The summer was a special one, 1967, the Summer of Love. Gary, Steve, Jack, and I had just finished our junior year at the University of Washington and had set out for the Bay Area. We planned to spend a few days in San Francisco and then continue on to LA.

San Francisco was the big draw. According to a popular song by the Youngbloods, there’d be a “whole generation” of “gentle people” there that summer for a “love-in.” I don’t think we swallowed the whole story, but the bit about the love-in sounded pretty good. I remember a lot of stupid wisecracks about “scoring.”

The drive from Seattle was a little bumpy, figuratively speaking. We spent the first night squeezed four to a car in a cornfield just off the Interstate, and the second in a funky motel arguing about who’d have to share a bed with whom.
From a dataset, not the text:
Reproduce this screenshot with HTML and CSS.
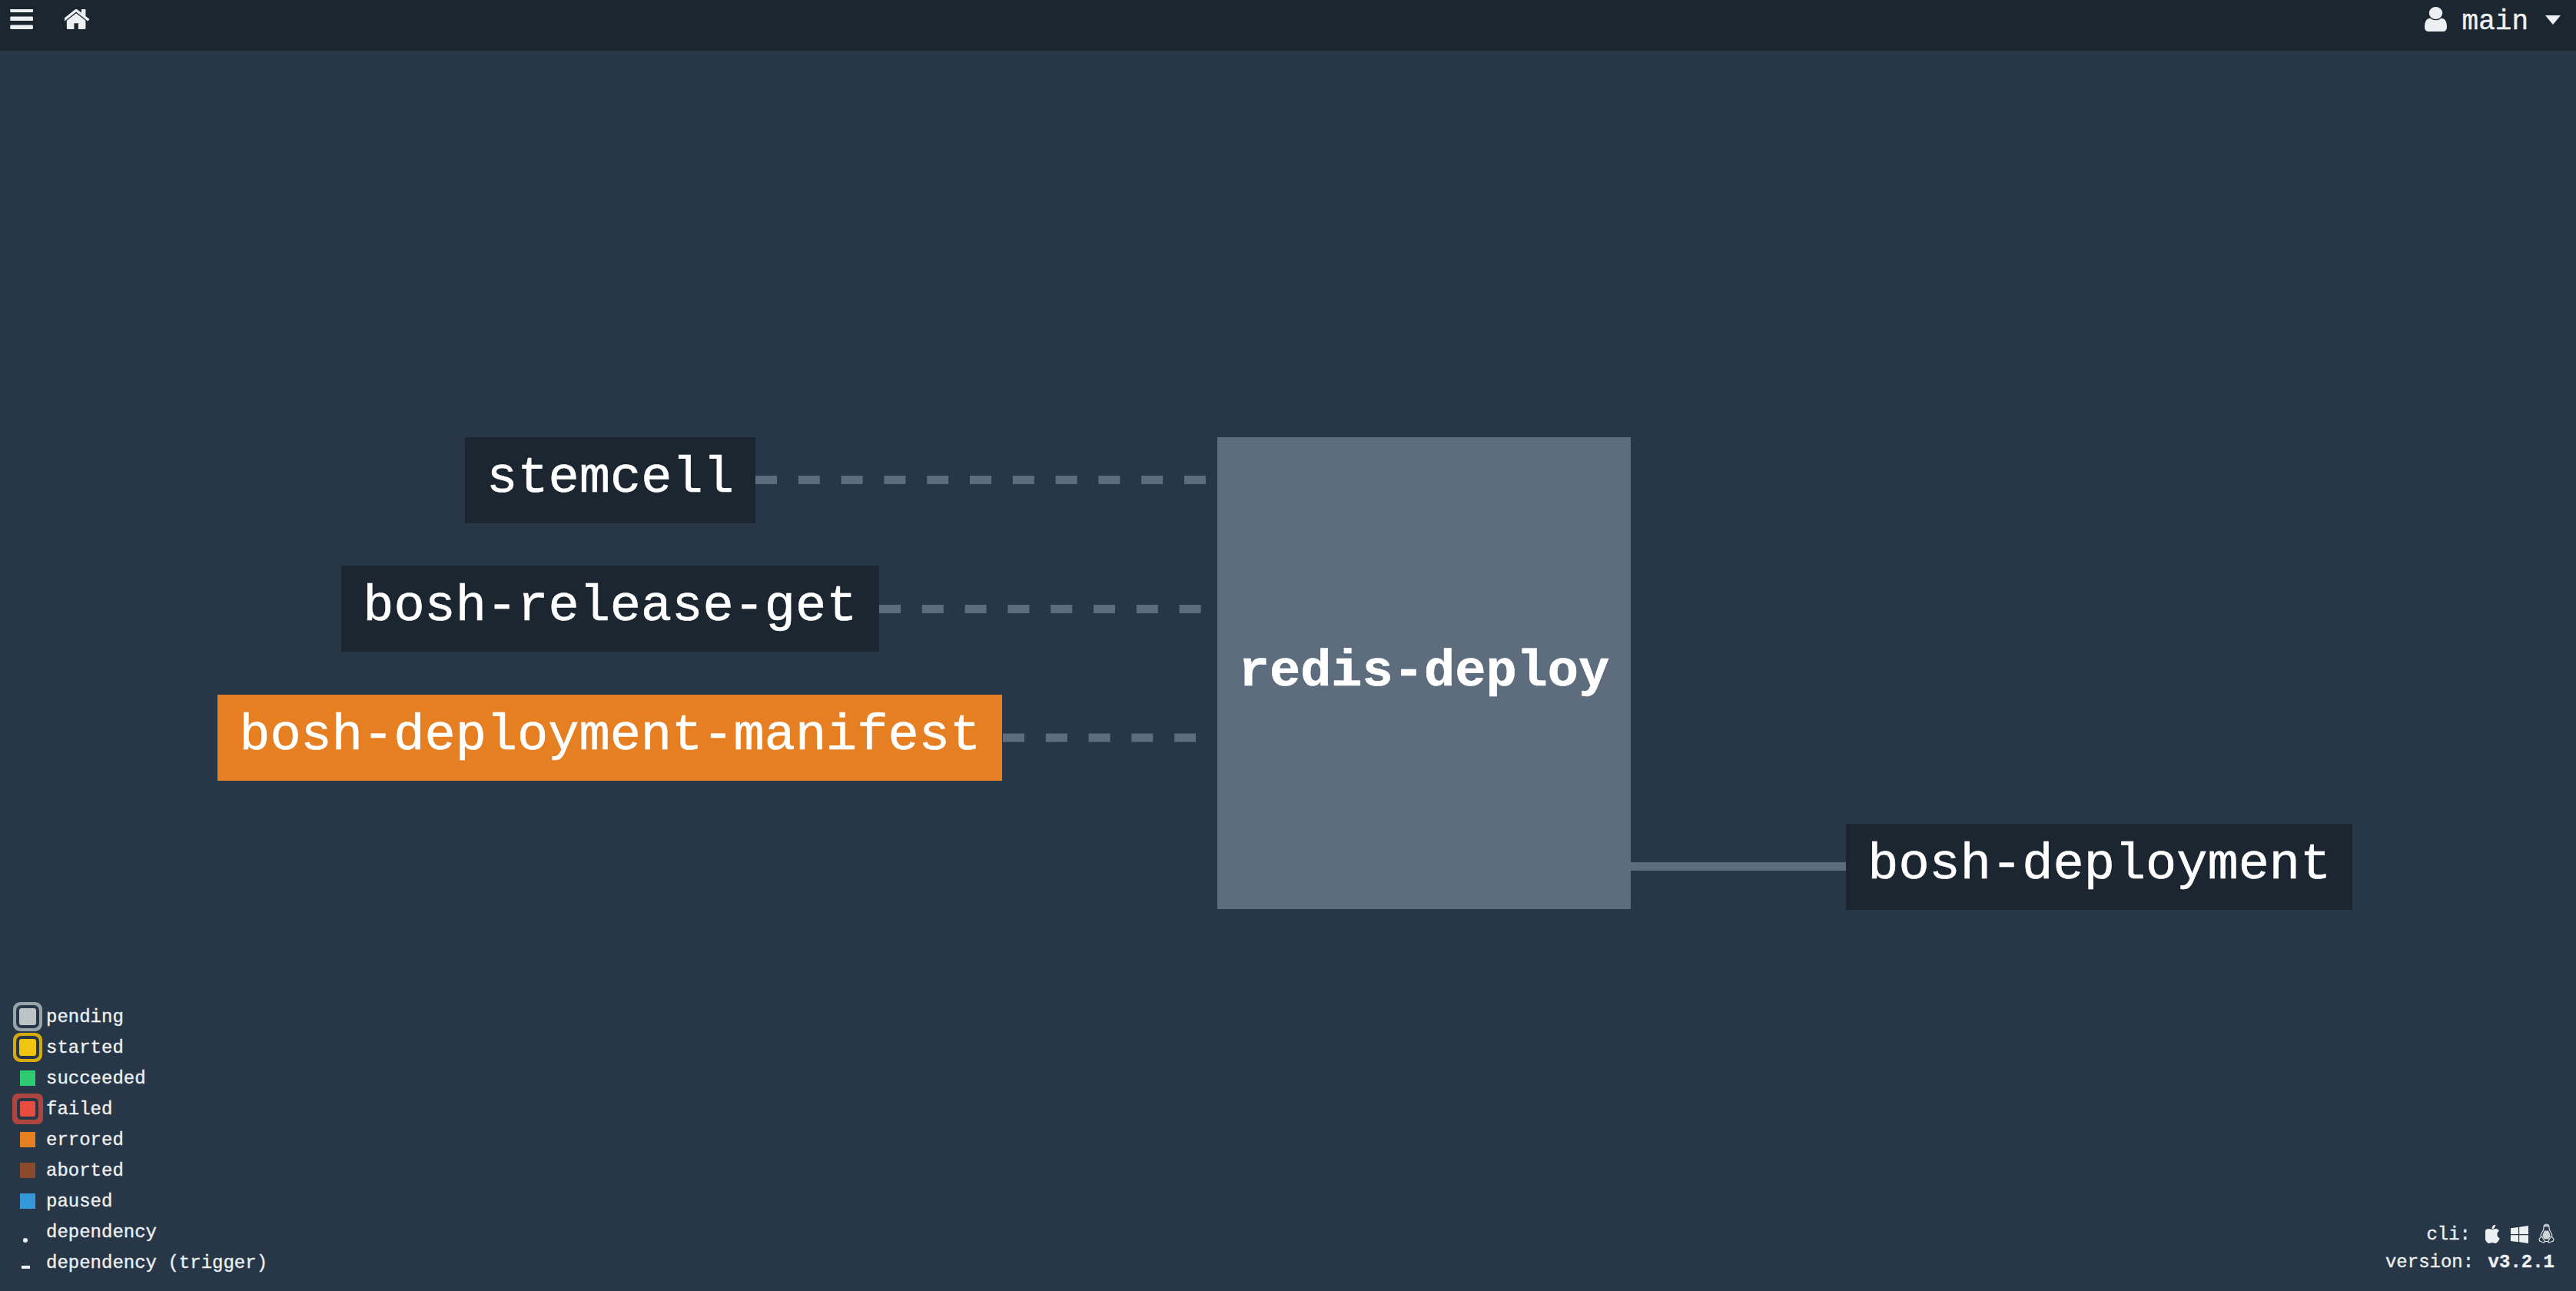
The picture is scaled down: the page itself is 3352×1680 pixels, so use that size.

Finally, three mornings after leaving Seattle, we crossed the Bay Bridge, slipped into the fog that permeated the city, found our way to Haight Ashbury, and parked alongside Golden Gate Park.

Any fantasies about the Summer of Love took a big hit right there. As we got out of the car, I saw a raggedly line of young people in jeans and coats standing in the park holding plates while others ladled out food from big steaming pots. Here and there people sat on the grass, bent over the dishes on their laps, eating.

The food ladlers were the Diggers, a group of local hippies who’d come together to help feed Haight’s down and out. I could appreciate the community spirit, but the sight of so many young people waiting for a free meal on a cold, gray June morning was less than exhilarating.

Over on Haight, we passed clothes, record, and hookah shops, some with bars over their windows and doors. The sidewalk was littered with sandwich wrappers and cigarette butts. Now and then I’d catch a whiff of marijuana. Guys in pea coats and army jackets stood around watching other curious interlopers who were probably wondering, like us, where the Summer of Love had gone. Occasionally, a panhandler would hit us up for money, or a pea coat would mumble something to us about acid or weed. I felt like I was running a gauntlet.  

Before long, we ducked into a bar, ordered sandwiches and beers, and asked the bartender about crash pads. He recommended a house up the street where people got help finding rooms. There’d be a meeting there that afternoon, he said, to announce what was available that night. With an hour to kill, we paid and went back outside.

A few blocks farther up Haight, we stopped into a record shop. While I thumbed through rows of psychedelic albums, “In a Gadda Da Vida,” a thundery rock song about love in the Garden of Eden, began playing on the record shop radio. One aisle over, a tall, long-haired guy, probably in his mid twenties, in leather jeans, embroidered blue shirt, leather boots, and granny glasses nuzzled a slim, stylish blonde about the same age. They looked like something out of a hippie Gentleman’s Quarterly.
Cool lovers, flamboyant albums, a portentous love anthem—it was almost like an ad concocted by some Haight promotional bureau. Still, the whole thing was a lot more appealing than the gritty street counterculture we’d seen so far.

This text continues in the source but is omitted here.